SWE-bench is the most widely cited benchmark for evaluating AI coding capability. It tests whether an AI can solve real GitHub issues — not just generate code snippets, but actually fix real-world bugs and implement features.
Each task in SWE-bench presents the AI with a GitHub repository, a description of a bug or feature request, and requires the AI to produce a pull request that passes the repository's existing tests. This tests end-to-end coding capability: understanding the codebase, locating the relevant code, making the correct change, and verifying nothing breaks.
SWE-bench Verified contains 500 human-validated instances. This is the standard benchmark. SWE-bench Pro contains harder instances that require deeper reasoning. Claude Opus 4.7 scores 64.3% on Pro vs 87.6% on Verified — the gap shows that hard problems still challenge even the best models.
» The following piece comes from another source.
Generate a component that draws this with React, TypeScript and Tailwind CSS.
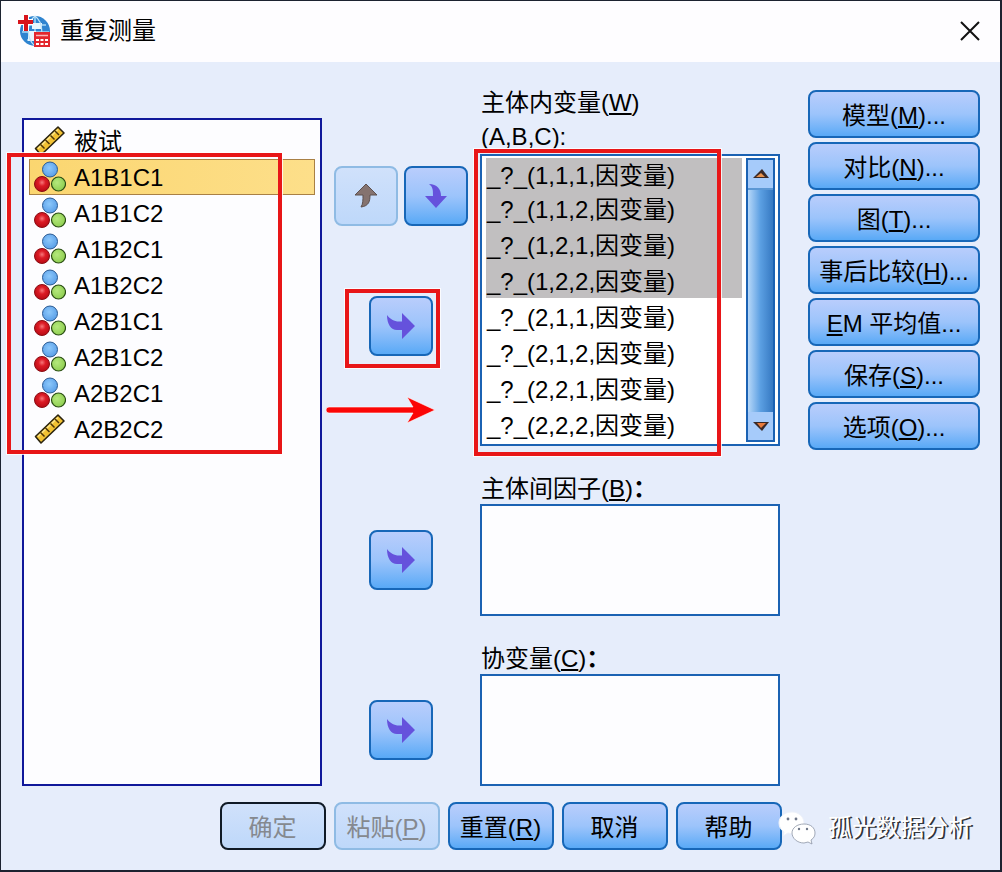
import { useState, type ReactNode } from "react";
import clsx from "clsx";

interface IVariable {
	name: string;
	type: "scale" | "nominal";
}

const VARIABLES: IVariable[] = [
	{ name: "被试", type: "scale" },
	{ name: "A1B1C1", type: "nominal" },
	{ name: "A1B1C2", type: "nominal" },
	{ name: "A1B2C1", type: "nominal" },
	{ name: "A1B2C2", type: "nominal" },
	{ name: "A2B1C1", type: "nominal" },
	{ name: "A2B1C2", type: "nominal" },
	{ name: "A2B2C1", type: "nominal" },
	{ name: "A2B2C2", type: "scale" },
];

const CELLS = [
	"1,1,1",
	"1,1,2",
	"1,2,1",
	"1,2,2",
	"2,1,1",
	"2,1,2",
	"2,2,1",
	"2,2,2",
];

const ScaleIcon = () => (
	<svg viewBox="0 0 32 32" className="size-8 shrink-0" aria-hidden="true">
		<path
			d="M1.500 23.500 24 2l6 6L7 30Z"
			fill="#f2c233"
			stroke="#2b2410"
			strokeWidth="1.6"
			strokeLinejoin="round"
		/>
		<path d="M4 23.500 24 4.500" stroke="#fbe488" strokeWidth="1.5" />
		<path
			d="m6.500 19.500 4 4M11.500 15l4 4M16.500 10.500l4 4M21 6l4 4"
			stroke="#4d3508"
			strokeWidth="1.500"
		/>
	</svg>
);

const NominalIcon = () => (
	<svg viewBox="0 0 32 32" className="size-8 shrink-0" aria-hidden="true">
		<defs>
			<radialGradient id="ballBlue" cx=".45" cy=".4" r=".6">
				<stop offset="0" stopColor="#8cc8fb" />
				<stop offset="1" stopColor="#5a9fe8" />
			</radialGradient>
			<radialGradient id="ballRed" cx=".5" cy=".4" r=".6">
				<stop offset="0" stopColor="#f7777a" />
				<stop offset=".4" stopColor="#dc1c26" />
				<stop offset="1" stopColor="#b80a14" />
			</radialGradient>
			<radialGradient id="ballGreen" cx=".4" cy=".4" r=".6">
				<stop offset="0" stopColor="#b4e87c" />
				<stop offset="1" stopColor="#90cf52" />
			</radialGradient>
		</defs>
		<circle cx="16" cy="8.500" r="7.500" fill="url(#ballBlue)" stroke="#2a5a92" />
		<circle cx="24.500" cy="23" r="7" fill="url(#ballGreen)" stroke="#2b4f14" strokeWidth="1.200" />
		<circle cx="8" cy="23" r="7.500" fill="url(#ballRed)" stroke="#8a0d14" />
	</svg>
);

const AppIcon = () => (
	<svg viewBox="0 0 32 32" className="size-8" aria-hidden="true">
		<circle cx="17" cy="16" r="15" fill="#2f84d0" />
		<path d="M5 10h23M4 17h27M9 25h20M17 1v30" stroke="#a9d8f5" strokeWidth="1.500" />
		<path d="M14 8h10v6H14zM10 16h8v10h-8z" fill="#e9f5fd" />
		<path d="M17 1c-9 7-9 22 0 30M17 1c9 7 9 22 0 30" fill="none" stroke="#bfe3f8" strokeWidth="1.200" />
		<path d="M8 0v16M1 7h14" stroke="#fff" strokeWidth="6" />
		<path d="M8 0v16M0 7h15" stroke="#d8141c" strokeWidth="4" />
		<path d="M16 17h16v15H16z" fill="#e3262d" />
		<path d="M18 20.500h12" stroke="#f9b6b8" strokeWidth="1.500" />
		<path
			d="M18 24h3v2h-3zM22.500 24h3v2h-3zM27 24h3v2h-3zM18 28h3v2h-3zM22.500 28h3v2h-3zM27 28h3v2h-3z"
			fill="#fff"
		/>
	</svg>
);

const ChatIcon = () => (
	<svg viewBox="0 0 38 34" className="h-[34px] w-[38px]" aria-hidden="true">
		<path
			d="M14 1C6 1 1 6 1 12c0 4 2 7 5 9l-1 4 5-3 4 1c7 0 12-5 12-11S21 1 14 1Z"
			fill="#fff"
			stroke="#eef2fa"
		/>
		<path
			d="M26 13c-7 0-12 4-12 9s5 10 12 10l4-1 4 2-1-4c3-2 4-4 4-7 0-5-4-9-11-9Z"
			fill="#fff"
			stroke="#8c94a4"
			strokeWidth=".8"
		/>
		<g fill="#6d7688">
			<circle cx="10" cy="8" r="1.400" />
			<circle cx="18" cy="8" r="1.400" />
			<circle cx="21" cy="18" r="1.200" />
			<circle cx="29" cy="18" r="1.200" />
		</g>
	</svg>
);

const UpArrow = () => (
	<svg viewBox="0 0 24 26" className="h-[26px] w-6" aria-hidden="true">
		<path
			d="M12 1 23 12h-7c0 6-1 11-9 12 2-3 2-7 2-12H1Z"
			fill="#85736f"
			stroke="#5d504f"
		/>
	</svg>
);

const DownArrow = () => (
	<svg viewBox="0 0 24 26" className="h-[26px] w-6" aria-hidden="true">
		<path d="M12 25 23 13h-6C17 6 13 1 5 1c4 3 4 6 4 12H1Z" fill="#6552dc" />
	</svg>
);

const RightArrow = () => (
	<svg viewBox="0 0 28 28" className="size-7" aria-hidden="true">
		<path d="M28 14 15 1v8.500h-3C7 9.500 3 7 0 3c0 9 4 15 10 15h5v9Z" fill="#6552dc" />
	</svg>
);

interface IButtonProps {
	label?: string;
	className?: string;
	disabled?: boolean;
	children: ReactNode;
}

const Button = ({ label, className, disabled, children }: IButtonProps) => (
	<button
		type="button"
		aria-label={label}
		disabled={disabled}
		className={clsx(
			"flex items-center justify-center rounded-lg border-2 bg-linear-to-b",
			disabled
				? "from-[#d0e1fb] to-[#bed8fa] text-[#85898f]"
				: "border-[#1767b8] from-[#b9cdfc] via-[#9cc4fb] to-[#58a9f6] text-black",
			className,
		)}
	>
		{children}
	</button>
);

const MoveButton = ({ label }: { label: string }) => (
	<Button label={label} className="h-[60px] w-16">
		<RightArrow />
	</Button>
);

const Highlight = ({ className }: { className: string }) => (
	<div
		className={clsx(
			"pointer-events-none absolute border-4 border-[#e81618] outline-1 outline-white/80",
			className,
		)}
	/>
);

const VariableList = () => {
	const [selected, setSelected] = useState("A1B1C1");

	return (
		<div className="relative flex-1 border-2 border-[#10189a] bg-[#fdfdff] px-[5px] py-[3px]">
			<ul role="listbox" aria-label="变量">
				{VARIABLES.map(({ name, type }) => (
					<li
						key={name}
						role="option"
						aria-selected={name === selected}
						onClick={() => setSelected(name)}
						className={clsx(
							"flex h-9 items-center gap-2 border px-1",
							name === selected
								? "border-[#a98045] bg-linear-to-r from-[#fbd670] to-[#fddf8a]"
								: "border-transparent",
						)}
					>
						{type === "scale" ? <ScaleIcon /> : <NominalIcon />}
						<span className="pt-[2px]">{name}</span>
					</li>
				))}
			</ul>
			<Highlight className="-left-[17px] top-[33px] h-[301px] w-[275px]" />
		</div>
	);
};

const WithinList = () => (
	<div className="relative border-2 border-[#1b62b3] bg-white p-[2px] pr-[3px]">
		<div className="flex h-[284px] gap-1">
			<ul
				role="listbox"
				aria-labelledby="within-label"
				aria-multiselectable="true"
				className="min-w-0 flex-1 overflow-hidden pl-[2px]"
			>
				{CELLS.map((cell, i) => (
					<li
						key={cell}
						role="option"
						aria-selected={i < 4}
						className={clsx(
							"flex h-9 items-center px-px pt-1 whitespace-nowrap first:h-8",
							i < 4 && "bg-[#c1bfc0]",
						)}
					>
						_?_({cell},因变量)
					</li>
				))}
			</ul>
			<div className="flex w-[29px] flex-col border-2 border-[#1b62b3] bg-linear-to-r from-[#b5d7f8] via-[#5b9fe2] to-[#3679c2]">
				<button
					type="button"
					aria-label="向上滚动"
					className="flex h-[30px] items-center justify-center border-b-2 border-[#5c97d4] bg-[#a6cbfa]"
				>
					<svg viewBox="0 0 16 10" className="h-[10px] w-4" aria-hidden="true">
						<path d="m9 0 7 9H0Z" fill="#3a2a28" />
						<path d="m8 4 4 4H3Z" fill="#e8924c" />
					</svg>
				</button>
				<div className="flex-1" />
				<button
					type="button"
					aria-label="向下滚动"
					className="flex h-7 items-center justify-center bg-[#a6cbfa]"
				>
					<svg viewBox="0 0 16 10" className="h-[10px] w-4" aria-hidden="true">
						<path d="M0 1h16L9 10Z" fill="#3a2a28" />
						<path d="M4 2h9L8 7Z" fill="#e87b3c" />
					</svg>
				</button>
			</div>
		</div>
		<Highlight className="-left-[8px] -top-[7px] h-[307px] w-[247px]" />
	</div>
);

interface ITargetProps {
	id: string;
	label: ReactNode;
	move: string;
}

const Target = ({ id, label, move }: ITargetProps) => (
	<div className="flex">
		<div className="flex w-[158px] items-center justify-center pt-[34px]">
			<MoveButton label={move} />
		</div>
		<div className="min-w-0 flex-1">
			<div id={id} className="h-[34px] pl-px leading-[38px]">
				{label}
				<b>：</b>
			</div>
			<ul
				role="listbox"
				aria-labelledby={id}
				className="h-28 border-2 border-[#1b62b3] bg-[#fdfdff]"
			/>
		</div>
	</div>
);

export default function App() {
	return (
		<main className="relative border-t border-r-2 border-b-2 border-l border-[#1c2230] bg-[#e6edfb] font-['Liberation_Sans','Noto_Sans_CJK_SC',sans-serif] text-2xl leading-8 text-black">
			<header className="flex h-[61px] items-center justify-between bg-[#fefdff] pr-5 pb-px pl-[17px]">
				<div className="flex items-center gap-[10px]">
					<AppIcon />
					<h1>重复测量</h1>
				</div>
				<button type="button" aria-label="关闭">
					<svg viewBox="0 0 20 20" className="size-5" aria-hidden="true">
						<path d="m1 1 18 18M19 1 1 19" stroke="#111" strokeWidth="2" />
					</svg>
				</button>
			</header>

			<div className="flex pr-5 pl-[21px]">
				<div className="flex min-w-0 flex-1 pt-14">
					<VariableList />
				</div>

				<div className="flex min-w-0 flex-[1.527] flex-col gap-6 pt-6">
					<div className="flex">
						<div className="flex w-[158px] flex-col items-center pt-20">
							<div className="flex gap-[6px]">
								<Button label="上移" disabled className="h-[60px] w-16 border-[#8fbbe4]">
									<UpArrow />
								</Button>
								<Button label="下移" className="h-[60px] w-16">
									<DownArrow />
								</Button>
							</div>
							<div className="relative mt-[70px]">
								<MoveButton label="移入主体内变量" />
								<Highlight className="-left-[24px] -top-[7px] h-[79px] w-[95px]" />
							</div>
							<svg
								viewBox="0 0 110 28"
								className="mt-10 mr-11 h-7 w-[110px] self-end"
								aria-hidden="true"
							>
								<path
									d="M3 11h84L81 1l28 13-28 13 6-10H3a2 2 0 0 1 0-6Z"
									fill="#fb0606"
									stroke="#fff"
									strokeOpacity=".6"
									strokeWidth="1"
								/>
							</svg>
						</div>
						<div className="min-w-0 flex-1">
							<div id="within-label" className="pl-px leading-[34px]">
								主体内变量(<u>W</u>)<br />
								(A,B,C):
							</div>
							<WithinList />
						</div>
					</div>
					<Target
						id="between-label"
						move="移入主体间因子"
						label={
							<>
								主体间因子(<u>B</u>)
							</>
						}
					/>
					<Target
						id="covariate-label"
						move="移入协变量"
						label={
							<>
								协变量(<u>C</u>)
							</>
						}
					/>
				</div>

				<div className="ml-7 flex w-[172px] flex-col gap-1 pt-7">
					<Button className="h-12 pt-1">
						<span>模型(<u>M</u>)...</span>
					</Button>
					<Button className="h-12 pt-1">
						<span>对比(<u>N</u>)...</span>
					</Button>
					<Button className="h-12 pt-1">
						<span>图(<u>T</u>)...</span>
					</Button>
					<Button className="h-12 pt-1">
						<span>事后比较(<u>H</u>)...</span>
					</Button>
					<Button className="h-12 pt-1">
						<span><u>E</u>M 平均值...</span>
					</Button>
					<Button className="h-12 pt-1">
						<span>保存(<u>S</u>)...</span>
					</Button>
					<Button className="h-12 pt-1">
						<span>选项(<u>O</u>)...</span>
					</Button>
				</div>
			</div>

			<footer className="flex justify-center gap-2 pt-4 pb-5">
				<Button disabled className="h-12 w-[106px] border-[#101a26] pt-1">
					确定
				</Button>
				<Button disabled className="h-12 w-[106px] border-[#8fbbe4] pt-1">
					<span>粘贴(<u>P</u>)</span>
				</Button>
				<Button className="h-12 w-[106px] pt-1">
					<span>重置(<u>R</u>)</span>
				</Button>
				<Button className="h-12 w-[106px] pt-1">取消</Button>
				<Button className="h-12 w-[106px] pt-1">帮助</Button>
			</footer>

			<div className="absolute right-7 bottom-[25px] flex items-center gap-3">
				<ChatIcon />
				<span className="text-white [text-shadow:2px_1px_0_#33363c]">孤光数据分析</span>
			</div>
		</main>
	);
}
| Model | SWE-bench Verified | SWE-bench Pro |
|---|---|---|
| Opus Mythos | 93.9% | — |
| Opus 4.7 | 87.6% | 64.3% |
| GPT-5.5 | 82.6% | — |
| DeepSeek V4 Pro | 80.6% | 55.4% |
Note: SWE-bench Pro scores are limited to models that have been evaluated. Verified scores are available for all frontier models.
SWE-bench measures one thing: the ability to fix GitHub issues. It doesn't measure: code generation speed, IDE integration quality, multi-file refactoring ability, UI scaffolding, or developer experience. This is why AgentRanks combines SWE-bench scores with architecture analysis for a complete picture.